Rows from a dataset of pages and code:

* * * *

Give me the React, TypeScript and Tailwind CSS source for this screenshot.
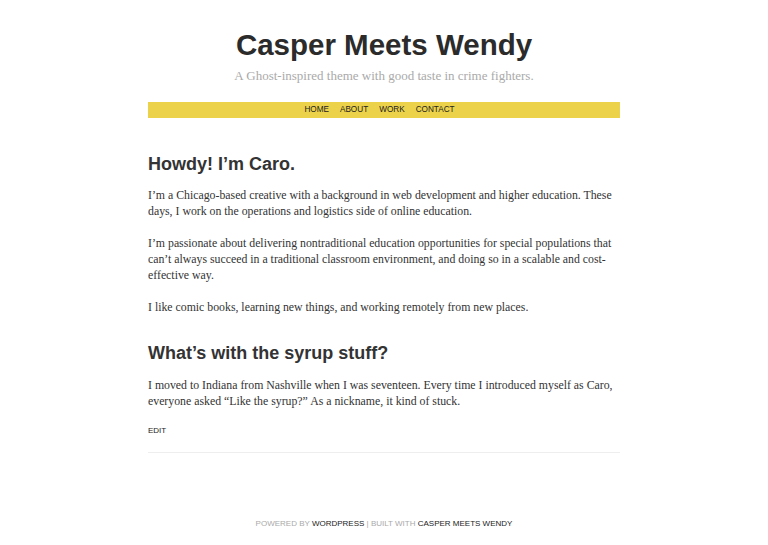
export default function App() {
  const sans = { fontFamily: '"Liberation Sans", Arial, sans-serif' };
  const serif = { fontFamily: '"Liberation Serif", Georgia, serif' };
  return (
    <div className="min-h-[545px] bg-white text-[#333]">
      <div className="mx-auto w-[472px] pt-[28px]">
        <header className="text-center">
          <h1 className="text-[29.5px] leading-[34px] font-bold text-[#2b2b2b]" style={sans}>Casper Meets Wendy</h1>
          <p className="mt-[5px] text-[13px] leading-[18px] text-[#aaa]" style={serif}>A Ghost-inspired theme with good taste in crime fighters.</p>
        </header>
        <nav className="mt-[17px] h-[16px] bg-[#ecd24a] flex justify-center items-center gap-[11px] pr-[9px] text-[8.2px] text-[#222]" style={sans}>
          <span>HOME</span>
          <span>ABOUT</span>
          <span>WORK</span>
          <span>CONTACT</span>
        </nav>
        <main className="pt-[34px]">
          <h2 className="text-[18px] leading-[24px] font-bold text-[#333]" style={sans}>Howdy! I’m Caro.</h2>
          <div className="mt-[11px] text-[11.8px] leading-[16px] text-[#333]" style={serif}>
            <p>I’m a Chicago-based creative with a background in web development and higher education. These days, I work on the operations and logistics side of online education.</p>
            <p className="mt-[16px]">I’m passionate about delivering nontraditional education opportunities for special populations that can’t always succeed in a traditional classroom environment, and doing so in a scalable and cost-effective way.</p>
            <p className="mt-[16px]">I like comic books, learning new things, and working remotely from new places.</p>
          </div>
          <h2 className="mt-[26px] text-[18px] leading-[24px] font-bold text-[#333]" style={sans}>What’s with the syrup stuff?</h2>
          <div className="mt-[12px] text-[11.8px] leading-[16px] text-[#333]" style={serif}>
            <p>I moved to Indiana from Nashville when I was seventeen. Every time I introduced myself as Caro, everyone asked “Like the syrup?” As a nickname, it kind of stuck.</p>
          </div>
          <div className="mt-[17px] text-[8px] leading-[10px] text-[#222]" style={sans}>EDIT</div>
          <div className="mt-[16px] border-t border-[#eee]"></div>
        </main>
        <footer className="mt-[66px] text-center text-[8px] leading-[10px] text-[#aaa]" style={sans}>
          POWERED BY <span className="text-[#222]">WORDPRESS</span> | BUILT WITH <span className="text-[#222]">CASPER MEETS WENDY</span>
        </footer>
      </div>
    </div>
  );
}
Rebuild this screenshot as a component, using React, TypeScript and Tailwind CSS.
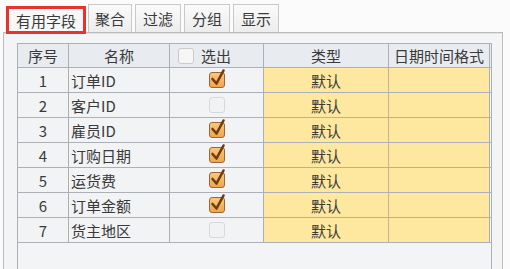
import React from "react";

type Row = { no: number; name: string; checked: boolean };

const rows: Row[] = [
  { no: 1, name: "订单ID", checked: true },
  { no: 2, name: "客户ID", checked: false },
  { no: 3, name: "雇员ID", checked: true },
  { no: 4, name: "订购日期", checked: true },
  { no: 5, name: "运货费", checked: true },
  { no: 6, name: "订单金额", checked: true },
  { no: 7, name: "货主地区", checked: false },
];

const tabs = [
  { label: "聚合", w: "w-[44px]" },
  { label: "过滤", w: "w-[46px]" },
  { label: "分组", w: "w-[46px]" },
  { label: "显示", w: "w-[46px]" },
];

function CheckBox({ checked }: { checked: boolean }) {
  if (!checked) {
    return (
      <div className="w-[16px] h-[16px] rounded-[3px] border border-[#d6d8dc] bg-[#f1f2f4]" />
    );
  }
  return (
    <div className="relative w-[16px] h-[16px] rounded-[3px] border-[1.5px] border-[#9b6638] bg-gradient-to-b from-[#fbc77a] to-[#f0a64b]">
      {/* tick */}
      <svg
        className="absolute -top-[5px] left-[0px]"
        width="17"
        height="19"
        viewBox="0 0 17 19"
      >
        <path
          d="M2.5 11 L6.5 15.5 L13.5 2.5"
          fill="none"
          stroke="#6e3d14"
          strokeWidth="2.6"
          strokeLinecap="round"
          strokeLinejoin="round"
        />
      </svg>
    </div>
  );
}

export default function App() {
  return (
    <div className="w-[510px] h-[269px] overflow-hidden bg-[#fbfbfb] text-[#3a3a3a] text-[15px] font-['Noto_Sans_CJK_SC','Noto_Sans',sans-serif]">
      {/* Tabs */}
      <div className="flex items-start h-[32px] pl-[6px]">
        <div className="relative z-10 mt-[6px] w-[80px] h-[28px] border-[3px] border-[#e53430] bg-[#f7f7f7] flex items-center justify-center leading-none">
          有用字段
        </div>
        <div className="flex gap-[3px] ml-[2px]">
          {tabs.map((t) => (
            <div
              key={t.label}
              className={`${t.w} mt-[4px] h-[28px] border border-b-0 border-[#c9c9c9] bg-gradient-to-b from-[#fafafa] to-[#ededed] flex items-center justify-center leading-none`}
            >
              {t.label}
            </div>
          ))}
        </div>
      </div>

      {/* Panel */}
      <div className="ml-[3px] w-[500px] h-[237px] border-t border-l border-r border-[#bcbcbc] shadow-[inset_0_1px_0_#e2e2e2] bg-[#f3f4f6] pt-[10px] pl-[13px]">
        <div className="w-[475px] h-[240px] border border-[#adb1b7] bg-[#f3f4f6] leading-none">
          {/* Header */}
          <div className="flex h-[24px] border-b border-[#adb1b7] bg-[#e8ebf0]">
            <div className="w-[51px] border-r border-[#adb1b7] flex items-center justify-center">
              序号
            </div>
            <div className="w-[101px] border-r border-[#adb1b7] flex items-center justify-center">
              名称
            </div>
            <div className="w-[94px] border-r border-[#adb1b7] flex items-center pl-[8px] gap-[7px]">
              <div className="w-[16px] h-[16px] rounded-[3px] border border-[#c9cbcf] bg-[#f6f6f7]" />
              <span>选出</span>
            </div>
            <div className="w-[125px] border-r border-[#adb1b7] flex items-center justify-center">
              类型
            </div>
            <div className="w-[101px] border-r border-[#adb1b7] flex items-center justify-center">
              日期时间格式
            </div>
          </div>

          {/* Rows */}
          {rows.map((r) => (
            <div key={r.no} className="flex h-[25px] w-[473px] border-b border-[#adb1b7]">
              <div className="w-[51px] border-r border-[#adb1b7] bg-[#f2f3f5] flex items-center justify-center">
                {r.no}
              </div>
              <div className="w-[101px] border-r border-[#adb1b7] bg-[#f2f3f5] flex items-center pl-[2px]">
                {r.name}
              </div>
              <div className="w-[94px] border-r border-[#adb1b7] bg-[#f2f3f5] flex items-center justify-center">
                <CheckBox checked={r.checked} />
              </div>
              <div className="w-[125px] border-r border-[#bdb593] bg-[#fee89f] flex items-center justify-center">
                默认
              </div>
              <div className="w-[101px] border-r border-[#adb1b7] bg-[#fee89f]" />
            </div>
          ))}
        </div>
      </div>
    </div>
  );
}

* * * *

Task goal:
Reproduce, word for word, only the lines in the records above from the line with "Rebuild this screenshot" through the line with "number; name: string;", including both ends; omit the pictures.

Result of this task:
Rebuild this screenshot as a component, using React, TypeScript and Tailwind CSS.
import React from "react";

type Row = { no: number; name: string; checked: boolean };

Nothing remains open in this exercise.